A constant challenge of legacy systems is the need to create new growth opportunities with a lower total cost of ownership while keeping current production systems running. In other words, without impacting production systems used by both enterprise users and application services, there needs to be a way to transform batch-based applications to real-time applications.

In this blog post, we examine how easy it is to “have our cake and eat it, too”. SingleStore helps enterprises implement modern data applications without disrupting existing enterprise application architectures.

For example, take the fairly typical and traditional approach below for deriving value from business data.

Built over 20 years ago, this approach requires batch processing of data, which is time consuming and subject to costly failures. Data is batch loaded from the transactional database into the analytics data warehouse. A tremendous amount of time and processing power is required to extract, transform, and load the batched data. Once loaded into the data warehouse, business intelligence tools generate reports and ad-hoc analyses.

A Failed Batch is like a Clogged Pipe

However, if one batch contains errors and needs to be reloaded, the time it takes to reload the repaired data immediately starts to impact the queue of current batches. Very quickly, a backlog of batches grows. This creates a clogged pipe of enterprise data. And for this reason, legacy architectures that rely on batch processing fails to meet the real-time requirements that modern applications demand.

CDC and SingleStore to the Rescue

Using a Change Data Capture (CDC) solution and SingleStore, it is easy to augment the traditional enterprise data architecture, and transform it into a modern powerhouse. SingleStore quickly and easily plugs into the legacy ecosystem without disrupting it, as do many CDC solutions. This allows companies to leverage legacy investments while enabling real-time applications, machine learning, and artificial intelligence.

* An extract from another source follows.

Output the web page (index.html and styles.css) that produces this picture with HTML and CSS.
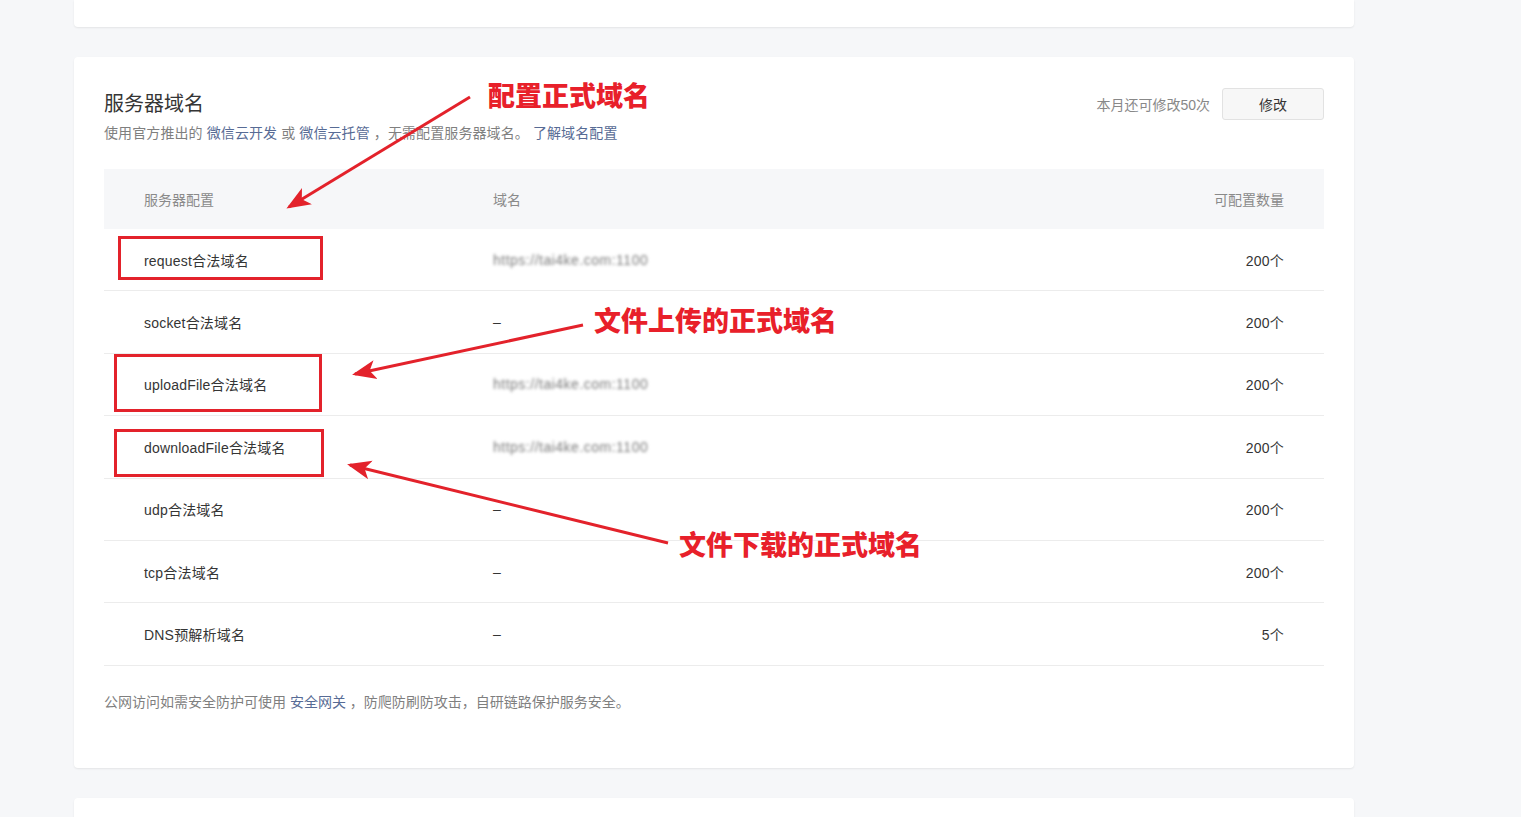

Implement CDC and SingleStore

In today’s market, there are various CDC vendors including Attunity, DBVisit, GoldenGate, HVR Replicate, and others. For all CDC solutions, the steps to implement them are relatively similar. You can start migrating data to SingleStore with any of these CDC solutions without impacting the source database application.

Step 1: Create the source database objects in SingleStore

With SingleStore as part of your ecosystem, it’s easy to create the existing database objects. Some of the CDC solutions will generate the required Data Definition Language (DDL) and automatically create them in SingleStore as part of the initial-load process. We also have a small Java utility ‘GenMemDDL’ to generate the DDL if needed.

Step 2: Load a snapshot of the source data into SingleStore

First, start the process to create a snapshot of the source database. The data will get batched and written to SingleStore. During the snapshot load, a change-synchronization process captures the incremental data changes made on the source system. Those changes are applied to SingleStore after the snapshot load is complete.

Depending on the network speed and the data size, the copying of historical data can take hours or days. But since this is a background process managed by the CDC tool, there is no downtime to active users in the production environment.

Using Attunity Replicate for Building CDC Applications

Attunity Replicate is an industry-standard CDC solution. Attunity enables transactional change data capture between operational and analytical enterprise systems. Attunity also supports generating DDL from the source database directly into SingleStore, eliminating the need to do the conversion manually.

The initial data load method extracts data from an Oracle source table to a CSV file format. Next, using a LOAD DATA command, Attunity loads data file into SingleStore. Depending on your dataset, you can specify the file size.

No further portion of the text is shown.